To make this boycott as effective as possible, we must not be shy about what we are refusing to eat and why. I first learned of the existence of factory farming from Richard Keshen, a fellow-student at Oxford University with whom, one fateful day, I had lunch. He asked whether a dish we were offered had meat in it and, when told that it did, chose something else. I asked him what his problem with meat was. Within a month of that initial conversation, I became a vegetarian. Being asked about your food choices is an opportunity to tell people things they may not know about how the animals they are eating were treated. One conversation changed my life, and my views have since influenced many others. If a boycott can reduce animal suffering, then we must encourage as many as possible to join in, and we can’t do this unless we ourselves set the example.
If avoiding factory farm products is a form of boycott, then what do we do if the boycott isn’t working? That question has to be asked, because since I called on readers to boycott meat in the first edition of Animal Liberation (1975), worldwide consumption of meat has increased from 112 million tons to more than 300 million tons, with virtually all of the additional meat coming from factory farms. A large part of that increase is due to the world’s population having doubled in size during that period, and most of the rest is the result of an otherwise welcome reduction in poverty, especially in Asia. Meat is expensive, and so people consume it only when they can afford to do so.
China’s per capita meat consumption tripled between 1990 and 2021, and Vietnam’s quadrupled over the same period, while there were also sharp increases in Brazil, India, Indonesia, Mexico, Pakistan, and South Africa. Countries that were already affluent in 1990 did not have such a clear trend, with moderate increases in Australia, Israel, Norway, and Japan, more modest increases in the United Kingdom and United States, and decreases in Canada, New Zealand, and Switzerland. In a promising sign, meat consumption in both Germany and Sweden declined by more than 12 percent in the period from 2011 to 2019.
Clearly, my call for a boycott of meat has been a dismal failure.

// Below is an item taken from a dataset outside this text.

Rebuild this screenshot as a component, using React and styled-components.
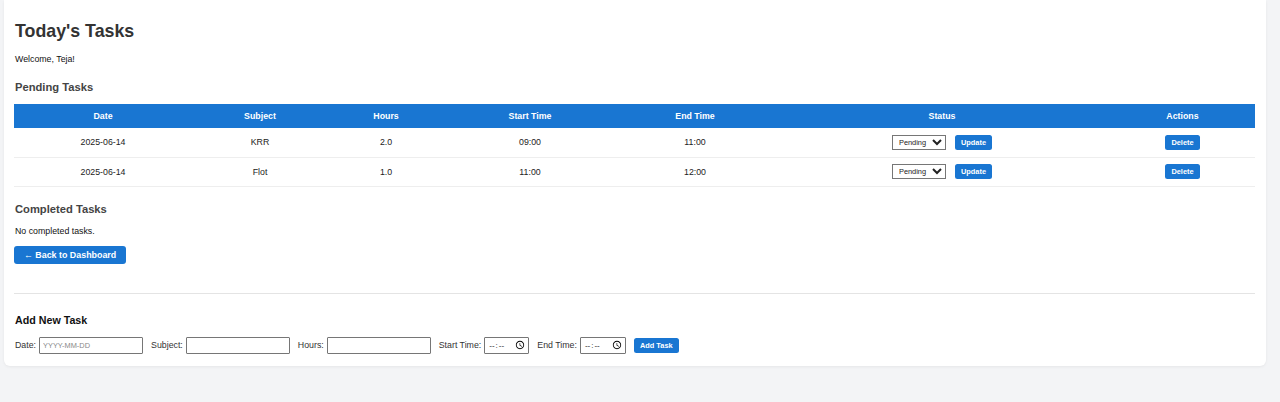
import React from "react";
import styled, { createGlobalStyle } from "styled-components";

const Global = createGlobalStyle`
  html, body { margin: 0; padding: 0; background: #f3f4f6; }
  body { font-family: "Liberation Sans", Arial, sans-serif; color: #111; }
  * { box-sizing: border-box; }
`;

const Page = styled.div`
  padding: 0 14px 36px 4px;
`;

const Card = styled.div`
  background: #fff;
  border-radius: 0 0 6px 6px;
  box-shadow: 0 1px 3px rgba(0, 0, 0, 0.06);
  padding: 0 11px 12px 10px;
  display: flex;
  flex-direction: column;
`;

const Title = styled.h1`
  margin: 19px 0 0 1px;
  font-size: 17.8px;
  line-height: 24px;
  font-weight: 700;
  color: #333;
`;

const Text = styled.p`
  margin: ${(p) => p.$mt}px 0 0 1px;
  font-size: 8.8px;
  line-height: 12px;
  color: #111;
`;

const Heading = styled.h2`
  margin: ${(p) => p.$mt}px 0 0 1px;
  font-size: ${(p) => p.$size || 11.2}px;
  line-height: 14px;
  font-weight: 700;
  color: ${(p) => p.$color || "#444"};
`;

const Table = styled.table`
  margin-top: 10px;
  width: 100%;
  border-collapse: collapse;
  table-layout: fixed;
  font-size: 8.8px;
`;

const Th = styled.th`
  background: #1976d2;
  color: #fff;
  font-weight: 700;
  height: 24px;
  padding: 0;
  text-align: center;
`;

const Td = styled.td`
  height: 29px;
  padding: 0;
  text-align: center;
  border-bottom: 1px solid #eee;
  color: #222;
`;

const StatusBox = styled.div`
  display: flex;
  justify-content: center;
  align-items: center;
  gap: 9px;
`;

const Select = styled.select`
  width: 54px;
  height: 15px;
  font-family: "Liberation Sans", Arial, sans-serif;
  font-size: 7.4px;
  padding: 0 2px;
  border: 1px solid #767676;
  border-radius: 0;
  background: #fff;
  color: #222;
`;

const Button = styled.button`
  background: #1976d2;
  color: #fff;
  border: none;
  border-radius: ${(p) => (p.$big ? 3 : 2.5)}px;
  font-family: "Liberation Sans", Arial, sans-serif;
  font-weight: 700;
  font-size: ${(p) => (p.$big ? 8.9 : 7.4)}px;
  height: ${(p) => (p.$big ? 18 : 15)}px;
  padding: 0 ${(p) => (p.$big ? 10 : 6)}px;
  cursor: pointer;
  white-space: nowrap;
`;

const BackRow = styled.div`
  margin-top: 9px;
  display: flex;
`;

const Divider = styled.hr`
  margin: 29px 0 0 0;
  border: none;
  border-top: 1px solid #e4e4e4;
  height: 0;
`;

const Form = styled.form`
  margin-top: 10px;
  display: flex;
  align-items: center;
  gap: 8px;
  padding-left: 1px;
`;

const Field = styled.label`
  display: flex;
  align-items: center;
  gap: 3px;
  font-size: 8.8px;
  color: #333;
`;

const Input = styled.input`
  width: ${(p) => p.$w}px;
  height: 17px;
  border: 1px solid #767676;
  border-radius: 1px;
  padding: 0 3px;
  font-family: "Liberation Sans", Arial, sans-serif;
  font-size: 7.4px;
  color: #222;
  &::placeholder { color: #888; }
  &::-webkit-datetime-edit { padding: 0; font-size: 8px; letter-spacing: 1px; }
  &::-webkit-datetime-edit-ampm-field { display: none; }
  &::-webkit-calendar-picker-indicator {
    margin: 0 0 0 2px;
    padding: 0;
    width: 10px;
    height: 10px;
  }
`;

const tasks = [
  { date: "2025-06-14", subject: "KRR", hours: "2.0", start: "09:00", end: "11:00" },
  { date: "2025-06-14", subject: "Flot", hours: "1.0", start: "11:00", end: "12:00" },
];

const widths = [178, 136, 116, 172, 158, 336, 145];
const heads = ["Date", "Subject", "Hours", "Start Time", "End Time", "Status", "Actions"];

export default function App() {
  return (
    <>
      <Global />
      <Page>
        <Card>
          <Title>Today's Tasks</Title>
          <Text $mt={10}>Welcome, Teja!</Text>
          <Heading $mt={15}>Pending Tasks</Heading>
          <Table>
            <colgroup>
              {widths.map((w, i) => (
                <col key={i} style={{ width: w }} />
              ))}
            </colgroup>
            <thead>
              <tr>
                {heads.map((h) => (
                  <Th key={h}>{h}</Th>
                ))}
              </tr>
            </thead>
            <tbody>
              {tasks.map((t, i) => (
                <tr key={i}>
                  <Td>{t.date}</Td>
                  <Td>{t.subject}</Td>
                  <Td>{t.hours}</Td>
                  <Td>{t.start}</Td>
                  <Td>{t.end}</Td>
                  <Td>
                    <StatusBox>
                      <Select defaultValue="Pending">
                        <option>Pending</option>
                        <option>Completed</option>
                      </Select>
                      <Button type="button">Update</Button>
                    </StatusBox>
                  </Td>
                  <Td>
                    <Button type="button">Delete</Button>
                  </Td>
                </tr>
              ))}
            </tbody>
          </Table>
          <Heading $mt={15}>Completed Tasks</Heading>
          <Text $mt={9}>No completed tasks.</Text>
          <BackRow>
            <Button type="button" $big>← Back to Dashboard</Button>
          </BackRow>
          <Divider />
          <Heading $mt={19} $size={10.7} $color="#111">Add New Task</Heading>
          <Form onSubmit={(e) => e.preventDefault()}>
            <Field>
              Date: <Input $w={104} type="text" placeholder="YYYY-MM-DD" />
            </Field>
            <Field>
              Subject: <Input $w={104} type="text" />
            </Field>
            <Field>
              Hours: <Input $w={104} type="number" />
            </Field>
            <Field>
              Start Time: <Input $w={45} type="time" />
            </Field>
            <Field>
              End Time: <Input $w={46} type="time" />
            </Field>
            <Button type="submit">Add Task</Button>
          </Form>
        </Card>
      </Page>
    </>
  );
}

Does that mean that, for people who are persuaded by the case I make, there is no point in continuing it? With indirect boycotts, that may be the case. For example, when People for the Ethical Treatment of Animals asked its supporters to boycott Air France because it was transporting thousands of wild-caught monkeys to laboratories, that boycott was either going to succeed in getting Air France to change its policies regarding transporting primates to laboratories, or it was going to fail and achieve nothing. (Fortunately, it succeeded.)
Boycotts aiming at changing the conduct of a company or a government are often like that, win or lose, with little ground in between those extremes. If you are boycotting one product — in this example, passenger flights — that a company sells in order to persuade that company to stop doing something completely different, like transporting monkeys, it would be reasonable to say that if you aren’t succeeding, there is no point in continuing the boycott.

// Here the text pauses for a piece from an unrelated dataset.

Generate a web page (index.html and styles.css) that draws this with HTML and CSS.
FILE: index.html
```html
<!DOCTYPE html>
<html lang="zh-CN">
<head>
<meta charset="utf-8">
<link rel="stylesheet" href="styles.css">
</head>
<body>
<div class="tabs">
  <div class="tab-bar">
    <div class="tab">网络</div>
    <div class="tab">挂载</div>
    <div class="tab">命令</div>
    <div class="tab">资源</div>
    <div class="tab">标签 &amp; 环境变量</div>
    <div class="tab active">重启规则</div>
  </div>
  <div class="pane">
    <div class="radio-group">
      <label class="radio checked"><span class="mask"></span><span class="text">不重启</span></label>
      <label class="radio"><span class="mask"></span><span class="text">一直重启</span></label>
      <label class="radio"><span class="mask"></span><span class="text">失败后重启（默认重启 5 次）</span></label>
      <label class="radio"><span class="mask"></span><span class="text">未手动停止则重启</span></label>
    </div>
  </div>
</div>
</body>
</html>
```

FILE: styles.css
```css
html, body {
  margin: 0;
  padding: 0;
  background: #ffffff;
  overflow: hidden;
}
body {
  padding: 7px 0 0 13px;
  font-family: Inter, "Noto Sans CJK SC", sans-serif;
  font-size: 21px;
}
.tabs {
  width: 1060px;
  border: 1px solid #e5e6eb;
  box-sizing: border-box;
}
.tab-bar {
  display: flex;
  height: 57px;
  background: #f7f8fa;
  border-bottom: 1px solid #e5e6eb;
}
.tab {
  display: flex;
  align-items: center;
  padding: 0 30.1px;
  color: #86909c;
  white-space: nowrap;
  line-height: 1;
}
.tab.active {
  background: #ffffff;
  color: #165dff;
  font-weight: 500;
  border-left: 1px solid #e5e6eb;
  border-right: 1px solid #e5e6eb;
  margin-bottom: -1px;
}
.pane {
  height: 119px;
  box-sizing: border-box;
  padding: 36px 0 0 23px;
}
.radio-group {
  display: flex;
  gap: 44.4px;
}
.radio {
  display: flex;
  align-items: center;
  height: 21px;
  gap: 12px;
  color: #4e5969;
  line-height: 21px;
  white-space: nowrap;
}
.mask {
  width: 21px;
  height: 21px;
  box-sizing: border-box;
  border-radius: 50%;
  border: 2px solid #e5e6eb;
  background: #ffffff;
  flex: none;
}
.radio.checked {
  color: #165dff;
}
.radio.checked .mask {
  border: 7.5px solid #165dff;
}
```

Boycotting factory farms is different because it is a direct boycott of the product to which the boycotters object, and hence it has a direct impact on the amount of suffering that the boycotters are trying to prevent. The number of animals that factory farms raise and slaughter increases or falls directly in response to the demand for those products. To cease to support the broad movement against buying them would only lead to more animals leading miserable lives on factory farms. Even if the trend is not going in the direction we hope, that’s no reason to make things even worse.